Given request:
Work through the material below and count the lines holding the word "React"; give that count and nothing more.

Supplied data:

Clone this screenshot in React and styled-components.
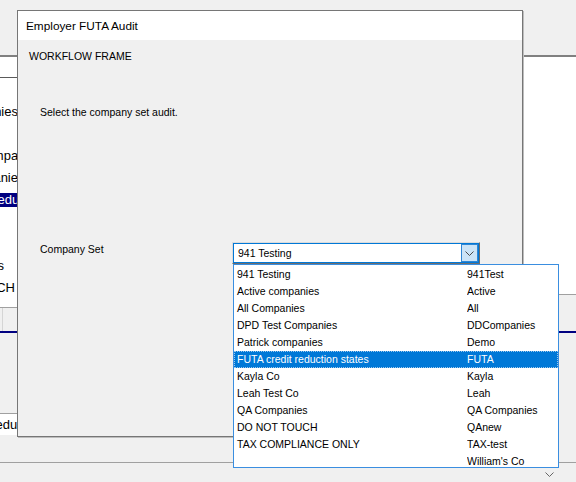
import React from "react";
import styled, { createGlobalStyle } from "styled-components";

const GlobalStyle = createGlobalStyle`
  html, body {
    margin: 0;
    padding: 0;
    background: #f0f0f0;
  }
  body {
    font-family: "Liberation Sans", Arial, sans-serif;
  }
`;

const Desktop = styled.div`
  position: relative;
  width: 576px;
  height: 482px;
  overflow: hidden;
  background: #f0f0f0;
`;

// ---- window behind the dialog ----
const BackWindow = styled.div`
  display: flex;
  flex-direction: column;
  height: 100%;
`;

const TopArea = styled.div`
  height: 55px;
  border-bottom: 2px solid #808080;
`;

const ContentRow = styled.div`
  display: flex;
`;

const LeftPane = styled.div`
  flex: 1;
  display: flex;
  flex-direction: column;
`;

const PaneStrip = styled.div`
  height: 20px;
  background: #fff;
  border-bottom: 1px solid #5a5a5a;
`;

const NameColumn = styled.div`
  width: 18px;
  height: 228px;
  padding-top: 1px;
  overflow: hidden;
  background: #fff;
`;

const NameRow = styled.div`
  height: 22px;
  display: flex;
  align-items: center;
  justify-content: flex-end;
  white-space: nowrap;
  font-size: 13px;
`;

const NameText = styled.span`
  line-height: 14px;
  margin-right: ${(p) => p.$shift || 0}px;
  background: ${(p) => (p.$selected ? "#000080" : "transparent")};
  color: ${(p) => (p.$selected ? "#fff" : "#000")};
`;

const HeaderStrip = styled.div`
  height: 23px;
  border-top: 1px solid #a0a0a0;
  display: flex;
`;

const HeaderCell = styled.div`
  width: ${(p) => p.$w}px;
  border-right: 1px solid #d5d5d5;
`;

const RightPane = styled.div`
  flex: 1;
`;

const WhiteArea = styled.div`
  height: 237px;
  background: #fff;
  border-bottom: 1px solid #a0a0a0;
`;

const NavyRule = styled.div`
  height: 2px;
  background: #000080;
`;

const Gap = styled.div`
  height: ${(p) => p.$h}px;
`;

const TextBox = styled.div`
  width: 18px;
  height: 21px;
  overflow: hidden;
  background: #fff;
  border-top: 1px solid #a0a0a0;
  display: flex;
  align-items: center;
  justify-content: flex-end;
  white-space: nowrap;
  font-size: 13px;
`;

const BottomBar = styled.div`
  flex: 1;
  border-top: 1px solid #a0a0a0;
  display: flex;
  justify-content: flex-end;
  padding-right: 17px;
`;

const ChevronBox = styled.div`
  width: 19px;
  padding-top: 3px;
  display: flex;
  align-items: center;
  justify-content: center;
`;

// ---- dialog ----
const Dialog = styled.div`
  position: absolute;
  left: 17px;
  top: 10px;
  width: 506px;
  height: 427px;
  box-sizing: border-box;
  border: 1px solid #767676;
  box-shadow: 1px 1px 0 #bdbdbd;
  background: #f0f0f0;
  display: flex;
  flex-direction: column;
`;

const TitleBar = styled.div`
  height: 29px;
  background: #fff;
  display: flex;
  align-items: center;
  padding-left: 8px;
  font-size: 11.8px;
  color: #000;
`;

const Body = styled.div`
  padding: 10px 0 0 11px;
  font-size: 10.5px;
  line-height: 13px;
  color: #000;
`;

const Inner = styled.div`
  margin-left: 11px;
  padding-top: 43px;
`;

const SetRow = styled.div`
  margin-top: 123px;
  display: flex;
  align-items: flex-start;
`;

const SetLabel = styled.div`
  width: 192px;
  padding-top: 1px;
`;

const Combo = styled.div`
  position: relative;
  width: 248px;
  height: 22px;
  box-sizing: border-box;
  border: 1px solid;
  border-color: #dcdcdc #6d6d6d #6d6d6d #dcdcdc;
`;

const Field = styled.div`
  height: 100%;
  box-sizing: border-box;
  border: 1px solid #0078d7;
  background: #fff;
  display: flex;
  align-items: center;
`;

const FieldText = styled.div`
  flex: 1;
  padding: 1px 0 0 4px;
`;

const DropButton = styled.div`
  width: 17px;
  height: 18px;
  box-sizing: border-box;
  background: #cce4f7;
  border: 1px solid #2f86d4;
  display: flex;
  align-items: center;
  justify-content: center;
`;

const DropList = styled.div`
  position: absolute;
  top: calc(100% + 1px);
  left: 0;
  width: 326px;
  height: 204px;
  box-sizing: border-box;
  padding-top: 1px;
  border: 1px solid #3a8ee0;
  background: #fff;
  overflow: hidden;
  z-index: 2;
`;

const ListRow = styled.div`
  display: grid;
  grid-template-columns: 233px 1fr;
  height: 17px;
  line-height: 17px;
  box-sizing: border-box;
  white-space: nowrap;
  background: ${(p) => (p.$selected ? "#0078d7" : "transparent")};
  color: ${(p) => (p.$selected ? "#fff" : "#000")};
  outline: ${(p) => (p.$selected ? "1px dotted #9cc8ee" : "none")};
  outline-offset: -1px;
`;

const Cell = styled.div`
  padding-left: ${(p) => p.$pad || 0}px;
  overflow: hidden;
`;

const Chevron = ({ color = "#555" }) => (
  <svg width="9" height="5" viewBox="0 0 9 5">
    <path d="M0.5 0.5 L4.5 4.5 L8.5 0.5" fill="none" stroke={color} strokeWidth="1" />
  </svg>
);

const backNames = [
  { text: "" },
  { text: "All Companies", shift: 0 },
  { text: "" },
  { text: "Active companies", shift: -24 },
  { text: "DPD Test Companies", shift: -6.5 },
  { text: "FUTA credit reduction states", shift: -67, selected: true },
  { text: "" },
  { text: "" },
  { text: "Patrick companies", shift: 14 },
  { text: "DO NOT TOUCH", shift: 3 },
];

const companySets = [
  ["941 Testing", "941Test"],
  ["Active companies", "Active"],
  ["All Companies", "All"],
  ["DPD Test Companies", "DDCompanies"],
  ["Patrick companies", "Demo"],
  ["FUTA credit reduction states", "FUTA"],
  ["Kayla Co", "Kayla"],
  ["Leah Test Co", "Leah"],
  ["QA Companies", "QA Companies"],
  ["DO NOT TOUCH", "QAnew"],
  ["TAX COMPLIANCE ONLY", "TAX-test"],
  ["", "William's Co"],
];

export default function App() {
  const selected = "FUTA";
  return (
    <>
      <GlobalStyle />
      <Desktop>
        <BackWindow>
          <TopArea />
          <ContentRow>
            <LeftPane>
              <PaneStrip />
              <NameColumn>
                {backNames.map((n, i) => (
                  <NameRow key={i}>
                    {n.text && (
                      <NameText $shift={n.shift} $selected={n.selected}>
                        {n.text}
                      </NameText>
                    )}
                  </NameRow>
                ))}
              </NameColumn>
              <HeaderStrip>
                <HeaderCell $w={2} />
                <HeaderCell $w={60} />
              </HeaderStrip>
            </LeftPane>
            <RightPane>
              <WhiteArea />
            </RightPane>
          </ContentRow>
          <NavyRule />
          <Gap $h={80} />
          <TextBox>
            <NameText $shift={-65}>FUTA credit reduction states</NameText>
          </TextBox>
          <Gap $h={27} />
          <BottomBar>
            <ChevronBox>
              <Chevron color="#666" />
            </ChevronBox>
          </BottomBar>
        </BackWindow>

        <Dialog>
          <TitleBar>Employer FUTA Audit</TitleBar>
          <Body>
            <div>WORKFLOW FRAME</div>
            <Inner>
              <div>Select the company set audit.</div>
              <SetRow>
                <SetLabel>Company Set</SetLabel>
                <Combo>
                  <Field>
                    <FieldText>941 Testing</FieldText>
                    <DropButton>
                      <Chevron color="#4a4a4a" />
                    </DropButton>
                  </Field>
                  <DropList>
                    {companySets.map(([name, code]) => (
                      <ListRow key={code} $selected={code === selected}>
                        <Cell $pad={3}>{name}</Cell>
                        <Cell>{code}</Cell>
                      </ListRow>
                    ))}
                  </DropList>
                </Combo>
              </SetRow>
            </Inner>
          </Body>
        </Dialog>
      </Desktop>
    </>
  );
}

Response:
2